For Matthew Goldstein success began with failure. In 2009, he was one of the first hires for Next Autoworks, an early-stage automotive startup that failed within two years of his joining, despite raising $110m in venture funding from the likes of Kleiner Perkins Caufield & Byers and Alphabet subsidiary GV (then known as Google Ventures).
“It was a disaster,” Goldstein said. “We lost everything, but I learned much about the startup ecosystem and the roles that investors play.”
Leaving the wreckage of Next Autoworks behind him, Goldstein got his MBA from Stanford University and then spent four years as an investment principal at venture capital firm Trinity Ventures, investing in cybersecurity, software-as-a-service (SaaS), financial technology (fintech), devops (development and operations) and cloud infrastructure. Some of his investments include lending marketplace Dealstruck, app development platform Docker and cybersecurity firm Harvest.ai, which was acquired by Amazon for a reported $20m in January 2017.
Now Goldstein finds himself at Microsoft Ventures, having left Trinity in mid-2016 to help Nagraj Kashyap launch the software provider’s early-stage corporate venturing group. Kashyap, corporate vice-president and head of Microsoft Ventures, said Goldstein covered what they call “the middle of the stack”, making use of his experience investing in devops, security and fintech.
Having made the jump from traditional VC to corporate, Goldstein said corporate venturing had the potential to be better for both entrepreneurs and their limited partners.
He said: “With so much capital flowing into the ecosystem the best founders have their pick of investors. By bringing to bear the brand, resources and relationships of the corporate parent, CVCs have the potential to meaningfully change the trajectory of the companies they back. This earns us a seat at the very best of tables.”
He described the relationship with Microsoft as critical for the startups the fund invests in.
Kashyap said: “Our promise is to provide access to Microsoft for the investments we do. To help them amplify their business using the relationship that Microsoft has, whether it is on the product side, the sales side, the marketing side, and help the companies we invest in to build a deeper relationship with Microsoft, but also with our ecosystem of partners, as part of the fund.”
However, with Goldstein’s optimism about the potential of corporate venturing came a note of caution. He said there was still work to be done before CVC could truly break out.

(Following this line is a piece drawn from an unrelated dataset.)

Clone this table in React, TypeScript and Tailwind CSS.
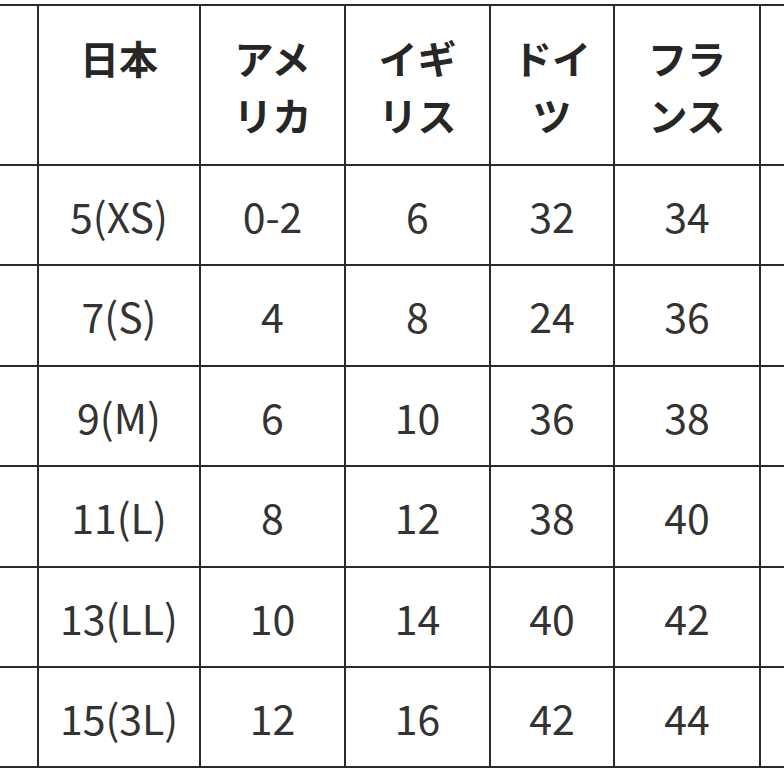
import React from "react";

const headers: string[][] = [["日本"], ["アメ", "リカ"], ["イギ", "リス"], ["ドイ", "ツ"], ["フラ", "ンス"]];

const rows: string[][] = [
  ["5(XS)", "0-2", "6", "32", "34"],
  ["7(S)", "4", "8", "24", "36"],
  ["9(M)", "6", "10", "36", "38"],
  ["11(L)", "8", "12", "38", "40"],
  ["13(LL)", "10", "14", "40", "42"],
  ["15(3L)", "12", "16", "42", "44"],
];

const rowHeights = ["h-[100px]", "h-[101px]", "h-[100px]", "h-[101px]", "h-[100px]", "h-[100px]"];

export default function App() {
  return (
    <div
      className="w-[784px] h-[784px] overflow-hidden bg-white text-[#262626]"
      style={{ fontFamily: '"Noto Sans CJK JP", "Noto Sans", sans-serif' }}
    >
      <div className="ml-[-64px] mt-[4px] grid grid-cols-[101px_162px_145px_145px_124px_146px_100px] border-t-2 border-l-2 border-[#2b2b2b] w-max">
        {/* header */}
        <div className="h-[160px] border-r-2 border-b-2 border-[#2b2b2b]" />
        {headers.map((h, i) => (
          <div
            key={i}
            className="h-[160px] border-r-2 border-b-2 border-[#2b2b2b] flex flex-col items-center pt-[23px] text-[39px] leading-[57px] font-bold"
          >
            {h.map((line) => (
              <span key={line}>{line}</span>
            ))}
          </div>
        ))}
        <div className="h-[160px] border-r-2 border-b-2 border-[#2b2b2b]" />

        {rows.map((r, ri) => (
          <React.Fragment key={ri}>
            <div className={`${rowHeights[ri]} border-r-2 border-b-2 border-[#2b2b2b]`} />
            {r.map((cell, ci) => (
              <div
                key={ci}
                className={`${rowHeights[ri]} border-r-2 border-b-2 border-[#2b2b2b] flex items-center justify-center text-[41px] leading-none font-normal text-[#333]`}
              >
                {cell}
              </div>
            ))}
            <div className={`${rowHeights[ri]} border-r-2 border-b-2 border-[#2b2b2b]`} />
          </React.Fragment>
        ))}
      </div>
    </div>
  );
}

“We have a window of opportunity, right now, to change the perception of corporate venture, to elevate it to a professional capability, developed and nurtured, versus a side-project for so many vice-presidents of finance, marketing or strategy,” he said. “Only when organisations commit to the entrepreneurial ecosystem and build the right teams with the right incentives will the industry break out.”
Goldstein is doing his part to make the most of that window of opportunity with an impressive list of investments for Microsoft. They include backing marketing platform developer Dynamic Signal as part of its $25m series D round, contributing to industrial 3D printing platform Markforged’s $30m series C and leading a $26m series B round for AirMap, the US-based developer of an airspace management system for drones.
At the time of the AirMap investment, Kashyap said: “We are excited to support their growth and, by extension, the growth of commercial and recreational applications for both piloted and autonomous drones. We believe that by investing in companies like AirMap, Microsoft’s resources, platforms and AI technologies can help fuel the future of the drone ecosystem.”
Goldstein has not had any exits yet in his time at Microsoft Ventures and he cannot pick one investment he is most proud of. “I love all my children equally,” he said. However, he did speak with pride about the team that they have built at the firm, which has also been one of the biggest challenges faced there.
“We have grown incredibly quickly, from five investors at launch to 11 now, plus another six-person value creation team,” Goldstein said. “We have built everything from scratch, from our deal customer relationship management and portfolio tracking tools, to our brand, processes and advisory relationships. It has been fun to feel like a startup ourselves, but a ton of work.”
While his story may have begun with failure, Goldstein sees more success in the future. For himself he plans to keep making, managing and exiting investments in great companies. “That is my jam,” he said.